> Written problem
The data below should be restated word for word, with every picture omitted.

> Data segment
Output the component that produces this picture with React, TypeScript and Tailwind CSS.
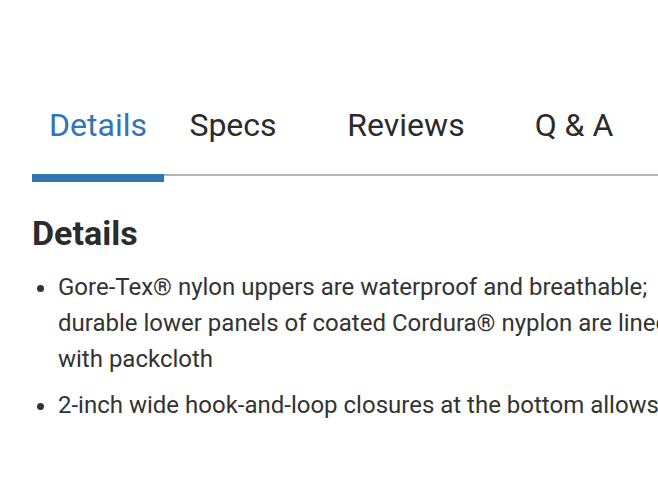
const tabs = [
  { label: "Details", w: "w-[132px]" },
  { label: "Specs", w: "w-[138px]" },
  { label: "Reviews", w: "w-[208px]" },
  { label: "Q & A", w: "w-[128px]" },
];

const details = [
  "Gore-Tex® nylon uppers are waterproof and breathable; durable lower panels of coated Cordura® nyplon are lined with packcloth",
  "2-inch wide hook-and-loop closures at the bottom allows",
];

export default function App() {
  return (
    <div className="h-[494px] w-[658px] overflow-hidden bg-white font-['Roboto',sans-serif] text-[#333]">
      <div className="w-[722px] px-8 pt-[101px]">
        {/* tab strip */}
        <div className="flex border-b-2 border-[#b5b5b5] pb-[25px]">
          {tabs.map((t, i) => (
            <div
              key={t.label}
              className={`relative ${t.w} text-center text-[32px] leading-[48px] ${
                i === 0 ? "text-[#3176b3]" : "text-[#2b2b2b]"
              }`}
            >
              {t.label}
              {i === 0 && (
                <div className="absolute left-0 top-[calc(100%+25px)] h-[8px] w-full bg-[#3176b3]" />
              )}
            </div>
          ))}
        </div>

        <h2 className="mt-[37px] text-[34px] font-bold leading-[40px] text-[#2b2b2b]">
          Details
        </h2>

        <ul className="mt-[16px] list-disc space-y-[10px] pl-[26px] text-[24px] leading-[36px]">
          {details.map((d) => (
            <li key={d}>{d}</li>
          ))}
        </ul>
      </div>
    </div>
  );
}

> Solution
Output the component that produces this picture with React, TypeScript and Tailwind CSS.
const tabs = [
  { label: "Details", w: "w-[132px]" },
  { label: "Specs", w: "w-[138px]" },
  { label: "Reviews", w: "w-[208px]" },
  { label: "Q & A", w: "w-[128px]" },
];

const details = [
  "Gore-Tex® nylon uppers are waterproof and breathable; durable lower panels of coated Cordura® nyplon are lined with packcloth",
  "2-inch wide hook-and-loop closures at the bottom allows",
];

export default function App() {
  return (
    <div className="h-[494px] w-[658px] overflow-hidden bg-white font-['Roboto',sans-serif] text-[#333]">
      <div className="w-[722px] px-8 pt-[101px]">
        {/* tab strip */}
        <div className="flex border-b-2 border-[#b5b5b5] pb-[25px]">
          {tabs.map((t, i) => (
            <div
              key={t.label}
              className={`relative ${t.w} text-center text-[32px] leading-[48px] ${
                i === 0 ? "text-[#3176b3]" : "text-[#2b2b2b]"
              }`}
            >
              {t.label}
              {i === 0 && (
                <div className="absolute left-0 top-[calc(100%+25px)] h-[8px] w-full bg-[#3176b3]" />
              )}
            </div>
          ))}
        </div>

        <h2 className="mt-[37px] text-[34px] font-bold leading-[40px] text-[#2b2b2b]">
          Details
        </h2>

        <ul className="mt-[16px] list-disc space-y-[10px] pl-[26px] text-[24px] leading-[36px]">
          {details.map((d) => (
            <li key={d}>{d}</li>
          ))}
        </ul>
      </div>
    </div>
  );
}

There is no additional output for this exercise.